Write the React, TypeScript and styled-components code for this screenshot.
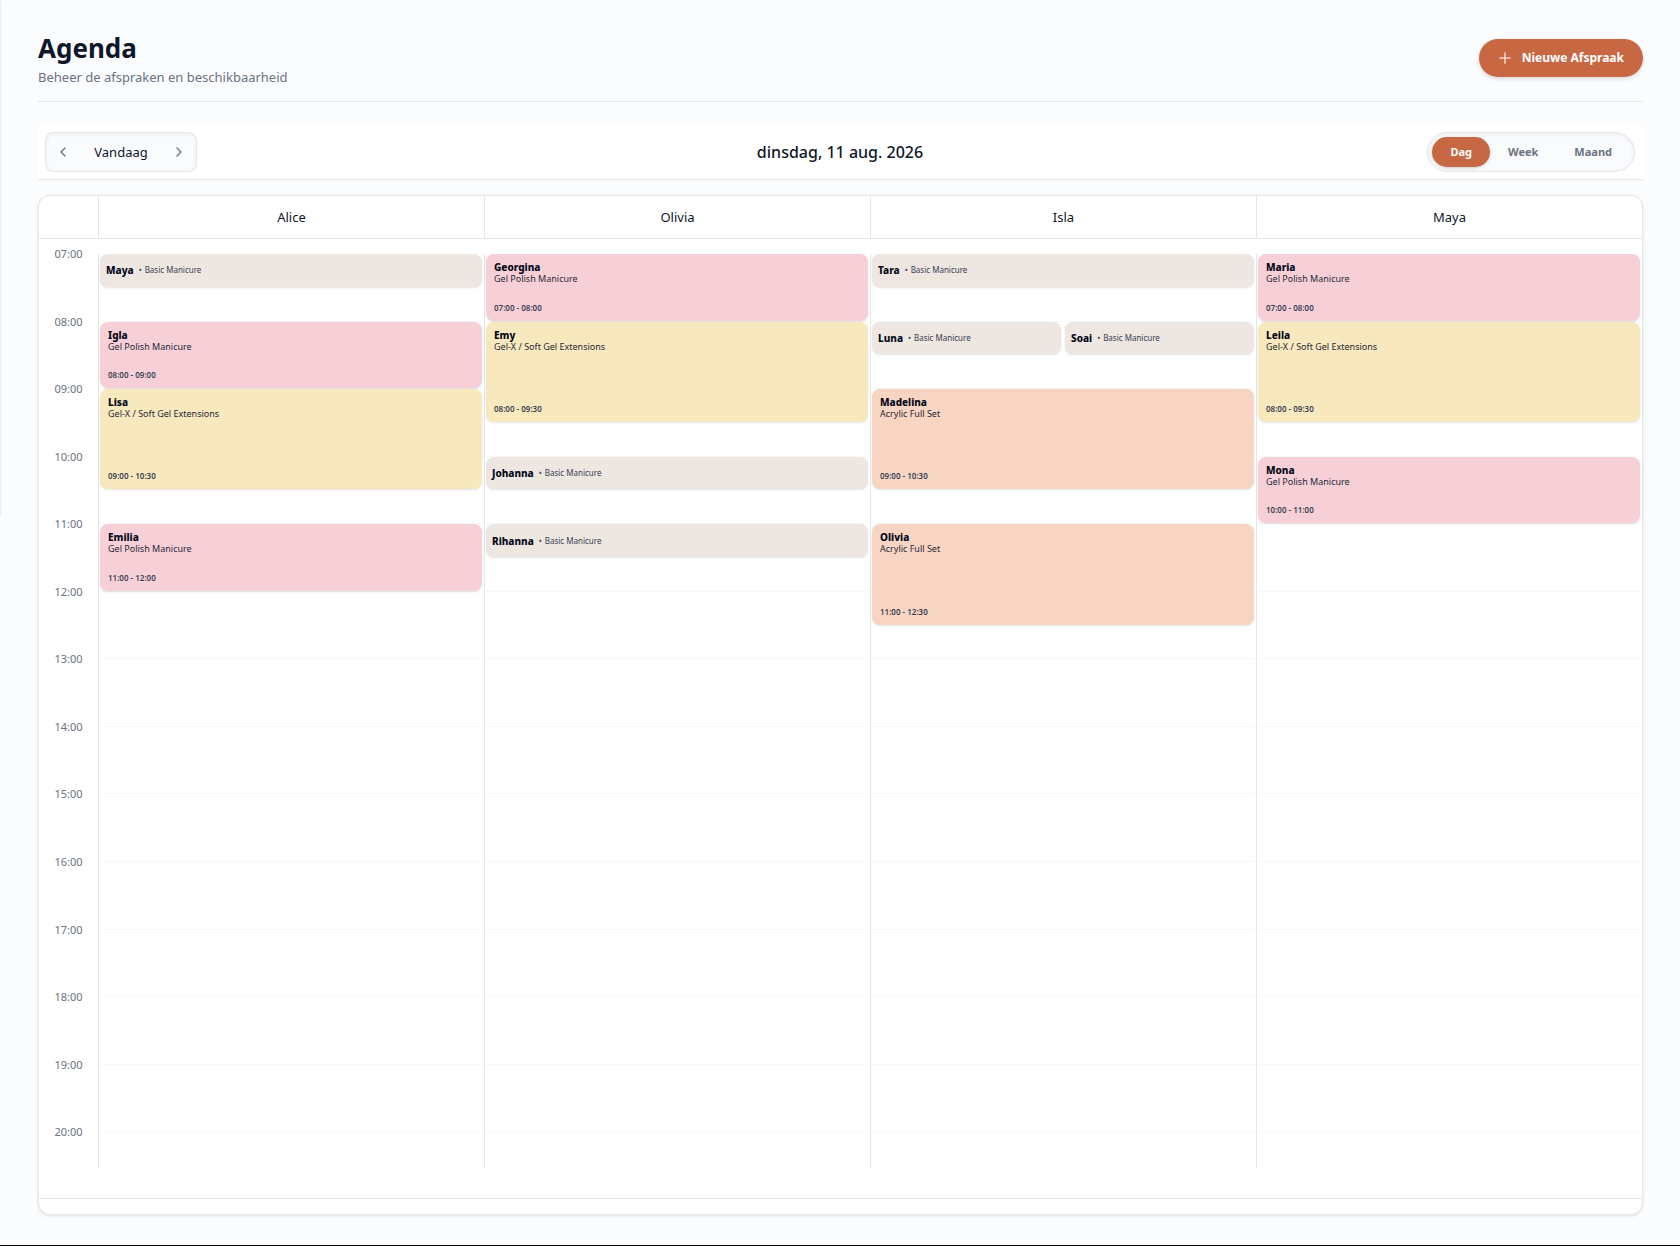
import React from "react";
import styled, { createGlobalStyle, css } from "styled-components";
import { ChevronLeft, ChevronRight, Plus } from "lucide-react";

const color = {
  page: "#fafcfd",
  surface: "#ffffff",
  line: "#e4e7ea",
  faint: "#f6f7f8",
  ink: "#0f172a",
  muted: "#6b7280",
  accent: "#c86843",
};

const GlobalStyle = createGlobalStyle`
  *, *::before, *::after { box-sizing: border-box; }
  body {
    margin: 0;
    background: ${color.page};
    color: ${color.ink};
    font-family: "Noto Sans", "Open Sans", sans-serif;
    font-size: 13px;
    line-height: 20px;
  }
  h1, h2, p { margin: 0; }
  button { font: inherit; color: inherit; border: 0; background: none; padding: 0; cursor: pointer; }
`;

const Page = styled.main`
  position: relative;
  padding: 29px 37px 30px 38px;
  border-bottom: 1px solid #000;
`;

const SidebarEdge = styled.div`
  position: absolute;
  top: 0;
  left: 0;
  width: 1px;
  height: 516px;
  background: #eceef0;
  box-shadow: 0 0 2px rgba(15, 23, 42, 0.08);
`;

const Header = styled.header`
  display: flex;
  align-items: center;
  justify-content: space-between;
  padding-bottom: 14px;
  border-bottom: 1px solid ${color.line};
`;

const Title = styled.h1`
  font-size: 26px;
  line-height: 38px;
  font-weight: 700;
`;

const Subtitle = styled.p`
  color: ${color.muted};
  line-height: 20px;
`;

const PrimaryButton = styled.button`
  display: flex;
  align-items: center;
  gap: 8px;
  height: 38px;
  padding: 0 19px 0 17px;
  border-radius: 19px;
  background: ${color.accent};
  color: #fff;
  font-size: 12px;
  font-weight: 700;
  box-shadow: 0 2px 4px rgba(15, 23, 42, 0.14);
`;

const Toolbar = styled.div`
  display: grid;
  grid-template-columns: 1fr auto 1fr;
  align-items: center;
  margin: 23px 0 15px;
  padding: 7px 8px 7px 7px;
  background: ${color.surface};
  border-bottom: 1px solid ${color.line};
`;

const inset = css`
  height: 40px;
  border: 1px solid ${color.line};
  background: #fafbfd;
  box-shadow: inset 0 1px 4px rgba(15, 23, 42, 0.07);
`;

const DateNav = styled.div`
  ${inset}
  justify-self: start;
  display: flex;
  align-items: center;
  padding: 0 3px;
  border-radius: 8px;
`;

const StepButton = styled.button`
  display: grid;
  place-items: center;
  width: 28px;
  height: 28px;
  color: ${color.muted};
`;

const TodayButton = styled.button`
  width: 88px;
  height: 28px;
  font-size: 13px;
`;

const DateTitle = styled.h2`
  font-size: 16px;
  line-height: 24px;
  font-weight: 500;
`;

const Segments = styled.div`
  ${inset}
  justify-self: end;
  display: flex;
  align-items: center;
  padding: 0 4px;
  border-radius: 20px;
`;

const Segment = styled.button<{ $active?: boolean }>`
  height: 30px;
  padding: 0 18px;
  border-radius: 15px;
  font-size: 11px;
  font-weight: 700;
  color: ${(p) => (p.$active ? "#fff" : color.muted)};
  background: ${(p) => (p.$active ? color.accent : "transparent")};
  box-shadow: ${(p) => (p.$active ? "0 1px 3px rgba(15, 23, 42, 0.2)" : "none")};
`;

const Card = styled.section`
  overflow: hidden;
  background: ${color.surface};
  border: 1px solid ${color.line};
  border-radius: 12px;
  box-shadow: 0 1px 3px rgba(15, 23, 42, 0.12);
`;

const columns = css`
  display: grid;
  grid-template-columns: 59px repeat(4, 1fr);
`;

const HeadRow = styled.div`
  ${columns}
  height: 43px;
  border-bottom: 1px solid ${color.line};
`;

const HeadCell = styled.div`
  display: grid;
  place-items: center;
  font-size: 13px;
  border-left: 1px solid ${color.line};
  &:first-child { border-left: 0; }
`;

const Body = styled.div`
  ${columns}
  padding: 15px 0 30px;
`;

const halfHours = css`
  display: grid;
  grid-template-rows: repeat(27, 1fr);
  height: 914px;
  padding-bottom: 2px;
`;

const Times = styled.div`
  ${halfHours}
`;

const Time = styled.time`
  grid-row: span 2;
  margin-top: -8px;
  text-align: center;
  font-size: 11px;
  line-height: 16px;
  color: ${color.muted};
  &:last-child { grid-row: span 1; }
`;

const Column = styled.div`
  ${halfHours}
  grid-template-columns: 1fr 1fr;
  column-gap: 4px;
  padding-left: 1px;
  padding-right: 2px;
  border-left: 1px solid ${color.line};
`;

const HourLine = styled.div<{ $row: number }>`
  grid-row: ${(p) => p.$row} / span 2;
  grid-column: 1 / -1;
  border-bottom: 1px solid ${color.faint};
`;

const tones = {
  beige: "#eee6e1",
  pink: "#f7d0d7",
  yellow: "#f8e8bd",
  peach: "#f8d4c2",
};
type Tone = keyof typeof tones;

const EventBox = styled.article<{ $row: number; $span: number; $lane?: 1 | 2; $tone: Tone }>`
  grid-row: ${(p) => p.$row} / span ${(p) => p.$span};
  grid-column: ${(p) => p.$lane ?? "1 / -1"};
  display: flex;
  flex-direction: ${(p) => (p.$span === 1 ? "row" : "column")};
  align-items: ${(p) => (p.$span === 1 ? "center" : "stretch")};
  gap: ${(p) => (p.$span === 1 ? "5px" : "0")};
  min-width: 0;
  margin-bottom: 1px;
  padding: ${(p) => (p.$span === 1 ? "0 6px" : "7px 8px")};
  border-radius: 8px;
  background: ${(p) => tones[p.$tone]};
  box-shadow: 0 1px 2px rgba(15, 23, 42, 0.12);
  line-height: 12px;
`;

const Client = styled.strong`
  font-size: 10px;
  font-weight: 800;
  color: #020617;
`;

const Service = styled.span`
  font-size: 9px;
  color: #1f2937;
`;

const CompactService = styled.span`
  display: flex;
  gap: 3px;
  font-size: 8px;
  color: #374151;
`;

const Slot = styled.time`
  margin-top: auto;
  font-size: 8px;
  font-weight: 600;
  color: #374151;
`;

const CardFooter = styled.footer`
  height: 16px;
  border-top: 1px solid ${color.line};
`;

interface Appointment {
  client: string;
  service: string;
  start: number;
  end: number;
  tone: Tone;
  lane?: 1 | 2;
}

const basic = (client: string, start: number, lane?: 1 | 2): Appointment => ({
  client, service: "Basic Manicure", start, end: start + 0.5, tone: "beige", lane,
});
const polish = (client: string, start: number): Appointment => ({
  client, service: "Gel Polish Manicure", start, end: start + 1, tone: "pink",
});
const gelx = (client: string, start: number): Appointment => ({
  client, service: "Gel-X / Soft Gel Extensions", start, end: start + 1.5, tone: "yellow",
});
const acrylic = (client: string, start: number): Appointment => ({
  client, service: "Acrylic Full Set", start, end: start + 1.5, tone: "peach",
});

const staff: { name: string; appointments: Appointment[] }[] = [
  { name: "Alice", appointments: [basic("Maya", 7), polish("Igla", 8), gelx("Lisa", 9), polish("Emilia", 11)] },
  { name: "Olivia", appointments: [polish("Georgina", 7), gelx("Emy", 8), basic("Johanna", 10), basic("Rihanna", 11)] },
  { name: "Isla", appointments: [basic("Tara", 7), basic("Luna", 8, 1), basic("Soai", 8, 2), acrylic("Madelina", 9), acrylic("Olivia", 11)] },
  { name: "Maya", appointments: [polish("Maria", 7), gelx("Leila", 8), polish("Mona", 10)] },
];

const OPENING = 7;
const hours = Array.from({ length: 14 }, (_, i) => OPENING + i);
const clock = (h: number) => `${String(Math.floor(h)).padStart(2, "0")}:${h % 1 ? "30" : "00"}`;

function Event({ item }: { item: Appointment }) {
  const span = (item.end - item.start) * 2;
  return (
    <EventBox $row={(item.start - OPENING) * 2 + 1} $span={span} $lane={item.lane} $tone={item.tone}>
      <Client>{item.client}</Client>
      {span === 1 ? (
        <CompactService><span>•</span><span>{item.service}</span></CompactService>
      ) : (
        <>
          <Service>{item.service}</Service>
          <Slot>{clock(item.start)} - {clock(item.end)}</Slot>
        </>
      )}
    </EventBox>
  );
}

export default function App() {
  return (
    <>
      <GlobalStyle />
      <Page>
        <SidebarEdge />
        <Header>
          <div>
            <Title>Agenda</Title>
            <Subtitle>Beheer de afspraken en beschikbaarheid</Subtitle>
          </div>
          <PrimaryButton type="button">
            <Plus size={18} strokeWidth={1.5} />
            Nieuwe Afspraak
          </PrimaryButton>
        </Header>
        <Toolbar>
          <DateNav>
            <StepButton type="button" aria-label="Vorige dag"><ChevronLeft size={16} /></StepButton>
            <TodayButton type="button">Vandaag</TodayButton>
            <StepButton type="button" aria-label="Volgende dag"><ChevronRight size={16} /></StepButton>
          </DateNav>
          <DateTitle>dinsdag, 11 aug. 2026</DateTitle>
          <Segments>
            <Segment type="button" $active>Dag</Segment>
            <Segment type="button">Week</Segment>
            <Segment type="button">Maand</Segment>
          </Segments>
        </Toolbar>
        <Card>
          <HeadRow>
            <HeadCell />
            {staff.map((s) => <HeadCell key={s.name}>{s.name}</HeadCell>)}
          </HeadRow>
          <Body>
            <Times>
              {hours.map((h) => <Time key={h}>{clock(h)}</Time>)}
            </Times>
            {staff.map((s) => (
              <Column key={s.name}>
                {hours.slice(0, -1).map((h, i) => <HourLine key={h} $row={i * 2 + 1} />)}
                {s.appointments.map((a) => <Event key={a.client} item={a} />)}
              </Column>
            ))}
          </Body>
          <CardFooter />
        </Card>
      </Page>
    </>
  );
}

===============

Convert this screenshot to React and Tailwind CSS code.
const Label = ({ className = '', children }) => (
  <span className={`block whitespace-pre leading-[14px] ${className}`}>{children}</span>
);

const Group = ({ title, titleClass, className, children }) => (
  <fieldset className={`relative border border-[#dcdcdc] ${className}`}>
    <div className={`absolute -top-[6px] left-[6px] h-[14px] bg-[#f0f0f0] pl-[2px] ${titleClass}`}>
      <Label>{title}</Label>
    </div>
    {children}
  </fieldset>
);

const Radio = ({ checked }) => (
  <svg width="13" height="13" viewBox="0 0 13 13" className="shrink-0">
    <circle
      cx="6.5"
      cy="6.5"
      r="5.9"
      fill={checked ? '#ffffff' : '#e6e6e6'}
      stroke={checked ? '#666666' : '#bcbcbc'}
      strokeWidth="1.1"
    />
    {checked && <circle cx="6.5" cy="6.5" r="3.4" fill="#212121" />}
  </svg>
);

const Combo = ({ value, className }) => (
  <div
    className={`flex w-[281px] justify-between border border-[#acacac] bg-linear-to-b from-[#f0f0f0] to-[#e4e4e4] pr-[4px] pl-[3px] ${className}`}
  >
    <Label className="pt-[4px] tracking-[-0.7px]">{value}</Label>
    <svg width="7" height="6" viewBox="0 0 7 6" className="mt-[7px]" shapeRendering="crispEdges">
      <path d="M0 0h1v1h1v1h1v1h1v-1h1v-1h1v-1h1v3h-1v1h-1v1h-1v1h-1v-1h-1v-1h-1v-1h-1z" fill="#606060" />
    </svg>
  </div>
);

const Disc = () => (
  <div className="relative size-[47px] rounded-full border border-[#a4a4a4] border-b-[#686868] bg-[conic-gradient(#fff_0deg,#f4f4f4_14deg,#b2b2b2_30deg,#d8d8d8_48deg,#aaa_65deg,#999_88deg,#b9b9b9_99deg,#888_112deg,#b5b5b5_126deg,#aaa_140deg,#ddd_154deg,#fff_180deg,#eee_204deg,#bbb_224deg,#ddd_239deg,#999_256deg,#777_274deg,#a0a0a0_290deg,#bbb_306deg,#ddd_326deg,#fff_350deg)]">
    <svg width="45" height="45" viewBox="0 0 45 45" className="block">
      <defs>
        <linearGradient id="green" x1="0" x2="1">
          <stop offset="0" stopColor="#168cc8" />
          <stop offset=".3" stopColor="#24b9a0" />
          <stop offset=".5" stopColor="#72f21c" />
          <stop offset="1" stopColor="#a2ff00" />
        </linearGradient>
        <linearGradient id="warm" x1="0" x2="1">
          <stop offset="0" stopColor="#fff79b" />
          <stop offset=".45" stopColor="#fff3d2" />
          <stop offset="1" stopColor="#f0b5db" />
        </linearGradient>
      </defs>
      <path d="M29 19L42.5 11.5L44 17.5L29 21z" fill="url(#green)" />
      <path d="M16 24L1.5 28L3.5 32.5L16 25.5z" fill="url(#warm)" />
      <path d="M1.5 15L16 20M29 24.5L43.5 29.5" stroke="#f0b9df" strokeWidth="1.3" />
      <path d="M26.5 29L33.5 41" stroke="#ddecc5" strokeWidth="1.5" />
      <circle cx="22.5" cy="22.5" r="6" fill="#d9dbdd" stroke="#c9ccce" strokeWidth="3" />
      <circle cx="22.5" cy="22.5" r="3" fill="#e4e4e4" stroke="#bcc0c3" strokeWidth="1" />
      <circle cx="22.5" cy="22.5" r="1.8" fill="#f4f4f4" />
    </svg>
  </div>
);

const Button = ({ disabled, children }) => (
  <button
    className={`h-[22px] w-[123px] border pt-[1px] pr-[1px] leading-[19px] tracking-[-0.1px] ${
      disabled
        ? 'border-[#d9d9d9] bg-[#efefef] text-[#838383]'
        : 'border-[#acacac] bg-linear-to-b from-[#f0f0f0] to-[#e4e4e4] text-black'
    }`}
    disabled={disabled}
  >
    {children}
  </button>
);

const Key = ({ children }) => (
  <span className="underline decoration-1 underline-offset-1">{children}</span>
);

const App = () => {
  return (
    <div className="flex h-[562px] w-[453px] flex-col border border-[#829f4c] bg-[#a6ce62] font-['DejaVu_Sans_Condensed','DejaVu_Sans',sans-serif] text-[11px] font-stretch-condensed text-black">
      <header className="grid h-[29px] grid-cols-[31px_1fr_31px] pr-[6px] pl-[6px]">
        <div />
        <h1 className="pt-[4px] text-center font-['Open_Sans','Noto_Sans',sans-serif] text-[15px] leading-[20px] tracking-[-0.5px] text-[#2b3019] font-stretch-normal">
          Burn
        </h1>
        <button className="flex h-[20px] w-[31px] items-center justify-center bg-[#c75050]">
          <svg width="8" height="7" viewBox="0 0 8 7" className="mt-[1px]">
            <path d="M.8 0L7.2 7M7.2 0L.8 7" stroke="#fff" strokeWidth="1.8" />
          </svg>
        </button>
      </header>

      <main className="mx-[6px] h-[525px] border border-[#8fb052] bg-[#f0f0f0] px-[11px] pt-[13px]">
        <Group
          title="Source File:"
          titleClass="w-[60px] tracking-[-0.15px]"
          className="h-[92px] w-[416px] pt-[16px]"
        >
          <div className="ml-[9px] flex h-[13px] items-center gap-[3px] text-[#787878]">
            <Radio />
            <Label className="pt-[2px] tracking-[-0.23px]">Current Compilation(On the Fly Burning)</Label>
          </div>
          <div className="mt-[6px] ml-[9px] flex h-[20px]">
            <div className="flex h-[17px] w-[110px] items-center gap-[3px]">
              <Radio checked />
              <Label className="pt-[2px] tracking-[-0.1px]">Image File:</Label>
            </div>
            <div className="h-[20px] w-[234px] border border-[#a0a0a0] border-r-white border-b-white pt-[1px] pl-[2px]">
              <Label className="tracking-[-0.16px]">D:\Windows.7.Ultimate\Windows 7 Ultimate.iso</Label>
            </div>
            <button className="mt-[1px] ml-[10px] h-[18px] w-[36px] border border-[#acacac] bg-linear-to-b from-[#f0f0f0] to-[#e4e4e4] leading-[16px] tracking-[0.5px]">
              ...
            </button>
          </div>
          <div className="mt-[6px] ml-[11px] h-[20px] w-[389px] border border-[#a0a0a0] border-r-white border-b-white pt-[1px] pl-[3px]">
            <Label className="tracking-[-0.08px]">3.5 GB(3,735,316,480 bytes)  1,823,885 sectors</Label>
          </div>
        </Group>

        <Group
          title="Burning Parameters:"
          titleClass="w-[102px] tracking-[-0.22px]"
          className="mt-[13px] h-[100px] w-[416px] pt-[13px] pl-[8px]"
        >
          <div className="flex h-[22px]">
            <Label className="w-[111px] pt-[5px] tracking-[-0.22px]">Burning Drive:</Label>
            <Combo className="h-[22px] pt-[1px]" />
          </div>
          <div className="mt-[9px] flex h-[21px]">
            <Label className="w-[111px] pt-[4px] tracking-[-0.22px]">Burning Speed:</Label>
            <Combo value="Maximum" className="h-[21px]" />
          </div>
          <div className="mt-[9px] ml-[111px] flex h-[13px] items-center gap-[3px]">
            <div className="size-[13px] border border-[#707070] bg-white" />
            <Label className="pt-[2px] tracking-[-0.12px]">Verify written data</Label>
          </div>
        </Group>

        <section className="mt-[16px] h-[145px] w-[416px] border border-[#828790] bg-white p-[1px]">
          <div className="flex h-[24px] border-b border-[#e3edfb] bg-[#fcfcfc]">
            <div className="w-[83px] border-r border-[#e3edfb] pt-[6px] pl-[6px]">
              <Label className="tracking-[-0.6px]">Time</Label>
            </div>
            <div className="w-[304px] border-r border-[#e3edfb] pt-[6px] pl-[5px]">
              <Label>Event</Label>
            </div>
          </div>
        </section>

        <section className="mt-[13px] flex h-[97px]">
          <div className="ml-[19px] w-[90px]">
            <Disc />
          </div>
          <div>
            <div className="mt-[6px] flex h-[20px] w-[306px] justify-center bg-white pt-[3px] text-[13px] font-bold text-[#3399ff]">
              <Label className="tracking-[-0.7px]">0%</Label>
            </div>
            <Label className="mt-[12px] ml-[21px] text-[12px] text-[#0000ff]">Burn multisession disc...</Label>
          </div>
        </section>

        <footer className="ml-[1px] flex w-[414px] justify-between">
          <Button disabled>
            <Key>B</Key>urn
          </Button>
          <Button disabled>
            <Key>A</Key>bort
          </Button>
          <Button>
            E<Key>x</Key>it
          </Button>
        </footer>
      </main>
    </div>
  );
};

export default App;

===============

## Brief
In the material above, how many lines hold the word "components"? Say only the number.

## Exercise response
2